Like I said before, Arizona is definitely going to lose and not cover on Sunday, but hopefully their fans will be able to watch a little bit of history along the way. 
Pick: Eagles (-6.5)
TENNESSEE TITANS @ MIAMI DOLPHINS (+3)
I know everyone wants to make fun of Jay Cutler for taking a smoke break in the middle of the game last week. But before you start making those disparaging remarks about a man exercising his rights to free smoking, I want you all to remember this: Jay Cutler has more career touchdown passes than Troy Aikman, Kurt Warner, Phil Sims, Joe Theismann, Roger Staubach and Tim Tebow. 
As far as the gambling goes; it is literally against my religion to illegally bet Matt Cassel as a road favorite over a desperate team playing their first “real” home game of the 2017 NFL Season.
Pick: Dolphins (+3)
NEW YORK JETS @ CLEVELAND BROWNS (PK)
Here are The Informer’s “Im going to make fun of the Browns for sucking” jokes of the week:
Q: Did you hear about the Cleveland Brown’s football player who fell from his horse and was nearly trampled to death?
A: Luckily, the manager of the WalMart was able to come to the rescue and unplug the horse.
Q: How are the Cleveland Browns like a possum?
A: Both play dead at home and get killed on the road! 
And finally,
The other day my wife was crying because the vacuum cleaner stopped working. Through the hysteria I did the only thing I could think of; I put a Browns jersey on the vacuum and wouldn’t you know it the damn thing started to suck again.

via GIPHY
Pick: Jets (PK)
SAN FRANCISCO 49ERS @ INDIANAPOLIS COLTS (-1.5)
On Sunday Frank Gore needs four yards rushing to reach 13,256 career yards. If he accomplishes this feat, he will move past Eric Dickerson for 7th all-time in NFL history. 

Now, I don’t know what the official gambling rule book says about this situation, but my personal philosophy is that whenever Frank Gore is going to make NFL history the same day as the Colts franchise unveils a statue of Peyton Manning --I have no choice but to bet the Colts. 
Pick: Colts (-1.5)
BUFFALO BILLS @ CINCINNATI BENGALS (-3.5)
LeSean McCoy needs two rushing touchdowns this week to pass Ahman Green, Terrell Davis, Herschel Walker and the newly freed O.J. Simpson for career rushing touchdown. 

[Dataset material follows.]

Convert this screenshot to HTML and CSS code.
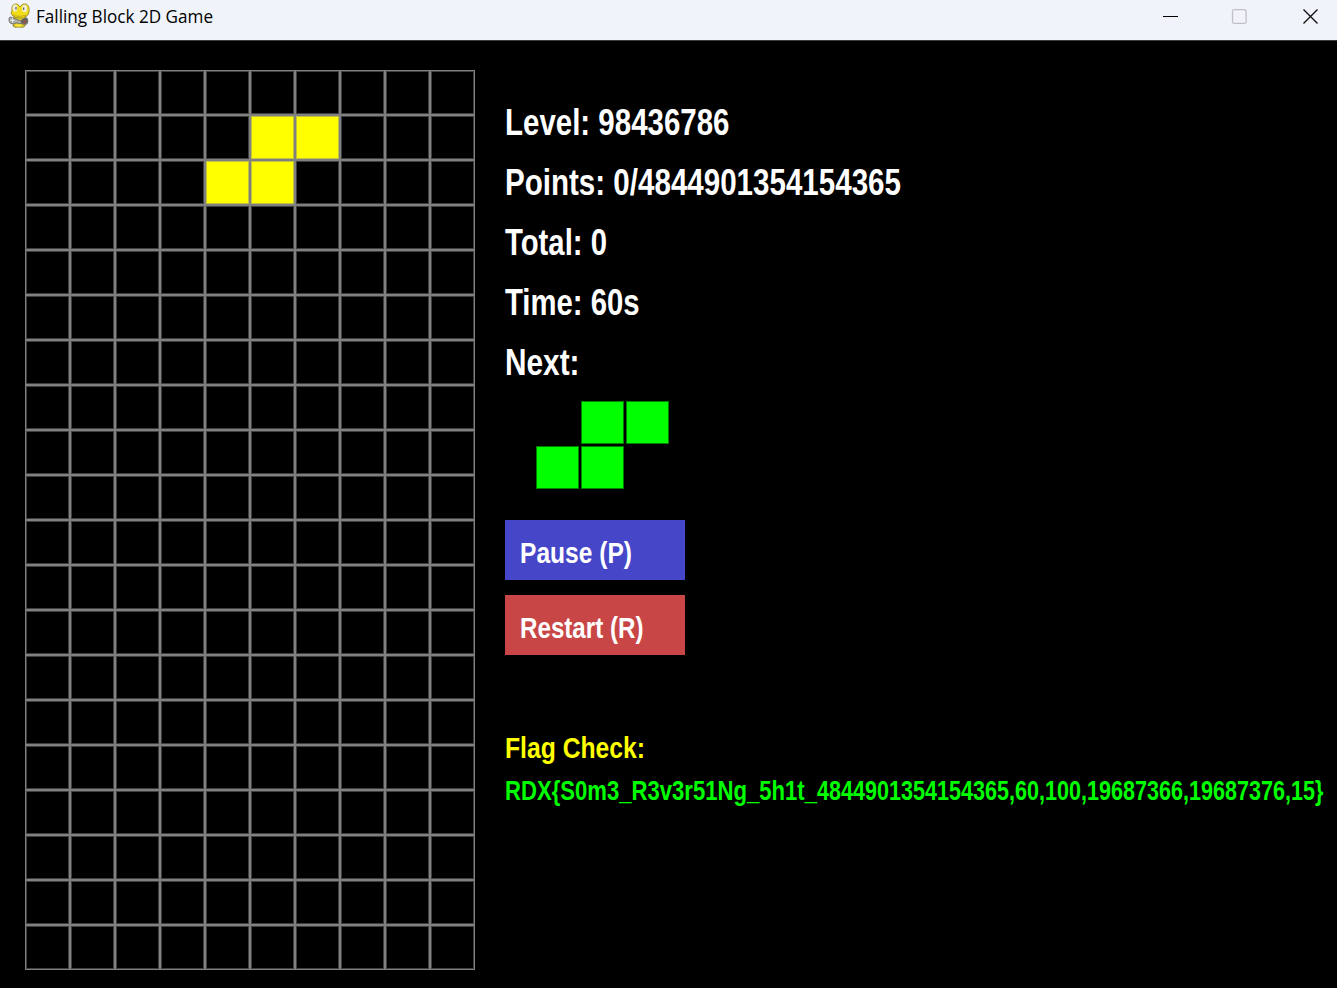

In the semi changed words of Forrest Gump: "That's all I have to say about that."
Pick: Bills (+3.5)
CAROLINA PANTHERS @ DETROIT LIONS (-2.5)
Here are three fun facts about Panthers quarterback Cam Newton: 
  1. Last week Cam Newton become the first quarterback in NFL history to rush for 50 career touchdowns. 
  2. With two more rushing touchdowns, Newton will move into a three way tie for the 65th most rushing touchdowns in NFL history. 
  3. And finally, if the former NFL MVP runs for 10 more touchdowns in his career, he would move into the Top 50 all time. 
Pick: Panthers (+2.5)
JACKSONVILLE JAGUARS PITTSBURGH STEELERS (-7.5)
Sticking with facts about great quarterbacks in the NFL: Here are five absolutely made up facts inspired by the awesome “Blake Bortles Facts” twitter account:
  1. Blake Bortles once beat "Drunk" Jay Cutler in a beer drinking contest.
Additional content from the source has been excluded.